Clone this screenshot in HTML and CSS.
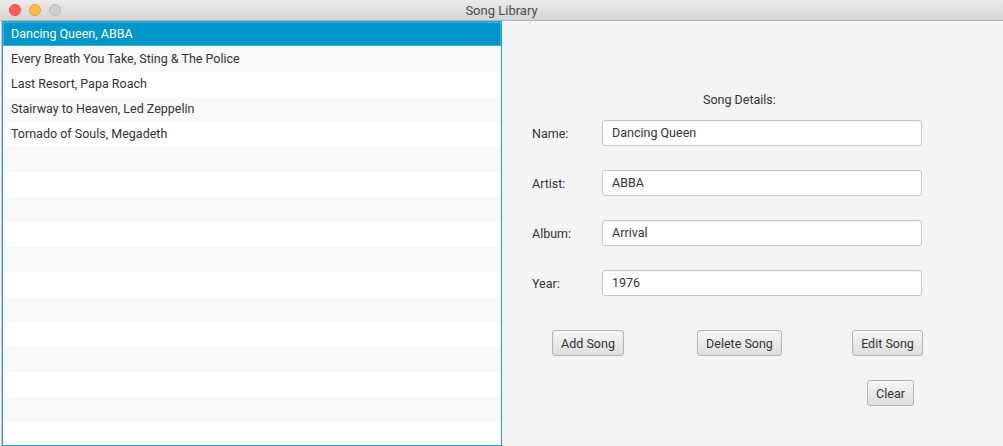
FILE: index.html
```html
<!DOCTYPE html>
<html>
<head>
<meta charset="utf-8">
<link rel="stylesheet" href="styles.css">
</head>
<body>
<div class="window">
  <div class="titlebar">
    <div class="lights">
      <span class="light close"></span>
      <span class="light min"></span>
      <span class="light max"></span>
    </div>
    <div class="title">Song Library</div>
  </div>
  <div class="content">
    <div class="list">
      <div class="row selected">Dancing Queen, ABBA</div>
      <div class="row">Every Breath You Take, Sting &amp; The Police</div>
      <div class="row">Last Resort, Papa Roach</div>
      <div class="row">Stairway to Heaven, Led Zeppelin</div>
      <div class="row">Tornado of Souls, Megadeth</div>
      <div class="row"></div>
      <div class="row"></div>
      <div class="row"></div>
      <div class="row"></div>
      <div class="row"></div>
      <div class="row"></div>
      <div class="row"></div>
      <div class="row"></div>
      <div class="row"></div>
      <div class="row"></div>
      <div class="row"></div>
      <div class="row"></div>
    </div>
    <div class="details">
      <div class="heading">Song Details:</div>
      <div class="form">
        <div class="field"><label>Name:</label><div class="input">Dancing Queen</div></div>
        <div class="field"><label>Artist:</label><div class="input">ABBA</div></div>
        <div class="field"><label>Album:</label><div class="input">Arrival</div></div>
        <div class="field"><label>Year:</label><div class="input">1976</div></div>
      </div>
      <div class="buttons">
        <button class="btn add">Add Song</button>
        <button class="btn del">Delete Song</button>
        <button class="btn edit">Edit Song</button>
      </div>
      <div class="buttons2">
        <button class="btn clear">Clear</button>
      </div>
    </div>
  </div>
</div>
</body>
</html>
```

FILE: styles.css
```css
html, body {
  margin: 0;
  padding: 0;
  width: 1003px;
  height: 446px;
  overflow: hidden;
  background: #f4f4f4;
  font-family: "Roboto", "Liberation Sans", sans-serif;
  font-size: 12.5px;
  color: #333;
}
.window {
  display: flex;
  flex-direction: column;
  height: 446px;
}
.titlebar {
  flex-shrink: 0;
  height: 20px;
  border-bottom: 1px solid #b4b4b4;
  background: linear-gradient(#ebebeb, #d4d4d4);
  display: flex;
  align-items: center;
  position: relative;
}
.lights {
  display: flex;
  gap: 8px;
  padding-left: 9px;
}
.light {
  width: 12px;
  height: 12px;
  border-radius: 50%;
  box-sizing: border-box;
}
.close { background: #fc605c; border: 1px solid #de4a44; }
.min { background: #fdbc40; border: 1px solid #dea032; }
.max { background: #d0d0d0; border: 1px solid #b8b8b8; }
.title {
  position: absolute;
  left: 0;
  right: 0;
  top: 0;
  height: 20px;
  line-height: 21px;
  text-align: center;
  color: #4d4d4d;
  font-size: 13px;
}
.content {
  flex: 1;
  min-height: 0;
  display: flex;
  overflow: hidden;
}
.list {
  margin-left: 2px;
  width: 498px;
  border: 1px solid #1e9fd4;
  background: #fff;
  overflow: hidden;
  box-shadow: -1px 0 0 #c8c8c8;
}
.row {
  height: 25px;
  line-height: 24px;
  padding-left: 8px;
  color: #333;
  white-space: nowrap;
}
.row:nth-child(even) {
  background: #f9f9f9;
}
.row.selected {
  background: #0096c9;
  color: #fff;
  box-shadow: inset 0 0 0 1px #3fb0dc;
  height: 24px;
  margin-bottom: 1px;
}
.details {
  flex: 1;
  display: flex;
  flex-direction: column;
  padding-top: 72px;
}
.heading {
  padding-left: 201px;
  height: 14px;
  line-height: 14px;
}
.form {
  display: flex;
  flex-direction: column;
  gap: 24px;
  padding-left: 30px;
  margin-top: 13px;
}
.field {
  display: flex;
  align-items: center;
  height: 26px;
}
.field label {
  width: 70px;
}
.input {
  width: 309px;
  height: 24px;
  line-height: 24px;
  background: #fff;
  border: 1px solid #c6c6c6;
  border-radius: 3px;
  padding-left: 9px;
  box-sizing: content-box;
  color: #333;
  box-shadow: inset 0 1px 1px rgba(0,0,0,0.04);
}
.buttons {
  display: flex;
  padding-left: 50px;
  margin-top: 34px;
  height: 26px;
}
.btn {
  font-family: inherit;
  font-size: 12.5px;
  color: #333;
  height: 26px;
  padding: 0;
  border: 1px solid #b3b3b3;
  border-radius: 3px;
  background: linear-gradient(#f6f6f6, #dedede);
  box-sizing: border-box;
}
.add { width: 72px; }
.del { width: 85px; margin-left: 73px; }
.edit { width: 71px; margin-left: 70px; }
.buttons2 {
  display: flex;
  padding-left: 365px;
  margin-top: 24px;
}
.clear { width: 47px; }
```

######

Given request ::
Transcribe the full listing character for character. Pictures are excluded.

Output ::
Clone this screenshot in HTML and CSS.
FILE: index.html
```html
<!DOCTYPE html>
<html>
<head>
<meta charset="utf-8">
<link rel="stylesheet" href="styles.css">
</head>
<body>
<div class="window">
  <div class="titlebar">
    <div class="lights">
      <span class="light close"></span>
      <span class="light min"></span>
      <span class="light max"></span>
    </div>
    <div class="title">Song Library</div>
  </div>
  <div class="content">
    <div class="list">
      <div class="row selected">Dancing Queen, ABBA</div>
      <div class="row">Every Breath You Take, Sting &amp; The Police</div>
      <div class="row">Last Resort, Papa Roach</div>
      <div class="row">Stairway to Heaven, Led Zeppelin</div>
      <div class="row">Tornado of Souls, Megadeth</div>
      <div class="row"></div>
      <div class="row"></div>
      <div class="row"></div>
      <div class="row"></div>
      <div class="row"></div>
      <div class="row"></div>
      <div class="row"></div>
      <div class="row"></div>
      <div class="row"></div>
      <div class="row"></div>
      <div class="row"></div>
      <div class="row"></div>
    </div>
    <div class="details">
      <div class="heading">Song Details:</div>
      <div class="form">
        <div class="field"><label>Name:</label><div class="input">Dancing Queen</div></div>
        <div class="field"><label>Artist:</label><div class="input">ABBA</div></div>
        <div class="field"><label>Album:</label><div class="input">Arrival</div></div>
        <div class="field"><label>Year:</label><div class="input">1976</div></div>
      </div>
      <div class="buttons">
        <button class="btn add">Add Song</button>
        <button class="btn del">Delete Song</button>
        <button class="btn edit">Edit Song</button>
      </div>
      <div class="buttons2">
        <button class="btn clear">Clear</button>
      </div>
    </div>
  </div>
</div>
</body>
</html>
```

FILE: styles.css
```css
html, body {
  margin: 0;
  padding: 0;
  width: 1003px;
  height: 446px;
  overflow: hidden;
  background: #f4f4f4;
  font-family: "Roboto", "Liberation Sans", sans-serif;
  font-size: 12.5px;
  color: #333;
}
.window {
  display: flex;
  flex-direction: column;
  height: 446px;
}
.titlebar {
  flex-shrink: 0;
  height: 20px;
  border-bottom: 1px solid #b4b4b4;
  background: linear-gradient(#ebebeb, #d4d4d4);
  display: flex;
  align-items: center;
  position: relative;
}
.lights {
  display: flex;
  gap: 8px;
  padding-left: 9px;
}
.light {
  width: 12px;
  height: 12px;
  border-radius: 50%;
  box-sizing: border-box;
}
.close { background: #fc605c; border: 1px solid #de4a44; }
.min { background: #fdbc40; border: 1px solid #dea032; }
.max { background: #d0d0d0; border: 1px solid #b8b8b8; }
.title {
  position: absolute;
  left: 0;
  right: 0;
  top: 0;
  height: 20px;
  line-height: 21px;
  text-align: center;
  color: #4d4d4d;
  font-size: 13px;
}
.content {
  flex: 1;
  min-height: 0;
  display: flex;
  overflow: hidden;
}
.list {
  margin-left: 2px;
  width: 498px;
  border: 1px solid #1e9fd4;
  background: #fff;
  overflow: hidden;
  box-shadow: -1px 0 0 #c8c8c8;
}
.row {
  height: 25px;
  line-height: 24px;
  padding-left: 8px;
  color: #333;
  white-space: nowrap;
}
.row:nth-child(even) {
  background: #f9f9f9;
}
.row.selected {
  background: #0096c9;
  color: #fff;
  box-shadow: inset 0 0 0 1px #3fb0dc;
  height: 24px;
  margin-bottom: 1px;
}
.details {
  flex: 1;
  display: flex;
  flex-direction: column;
  padding-top: 72px;
}
.heading {
  padding-left: 201px;
  height: 14px;
  line-height: 14px;
}
.form {
  display: flex;
  flex-direction: column;
  gap: 24px;
  padding-left: 30px;
  margin-top: 13px;
}
.field {
  display: flex;
  align-items: center;
  height: 26px;
}
.field label {
  width: 70px;
}
.input {
  width: 309px;
  height: 24px;
  line-height: 24px;
  background: #fff;
  border: 1px solid #c6c6c6;
  border-radius: 3px;
  padding-left: 9px;
  box-sizing: content-box;
  color: #333;
  box-shadow: inset 0 1px 1px rgba(0,0,0,0.04);
}
.buttons {
  display: flex;
  padding-left: 50px;
  margin-top: 34px;
  height: 26px;
}
.btn {
  font-family: inherit;
  font-size: 12.5px;
  color: #333;
  height: 26px;
  padding: 0;
  border: 1px solid #b3b3b3;
  border-radius: 3px;
  background: linear-gradient(#f6f6f6, #dedede);
  box-sizing: border-box;
}
.add { width: 72px; }
.del { width: 85px; margin-left: 73px; }
.edit { width: 71px; margin-left: 70px; }
.buttons2 {
  display: flex;
  padding-left: 365px;
  margin-top: 24px;
}
.clear { width: 47px; }
```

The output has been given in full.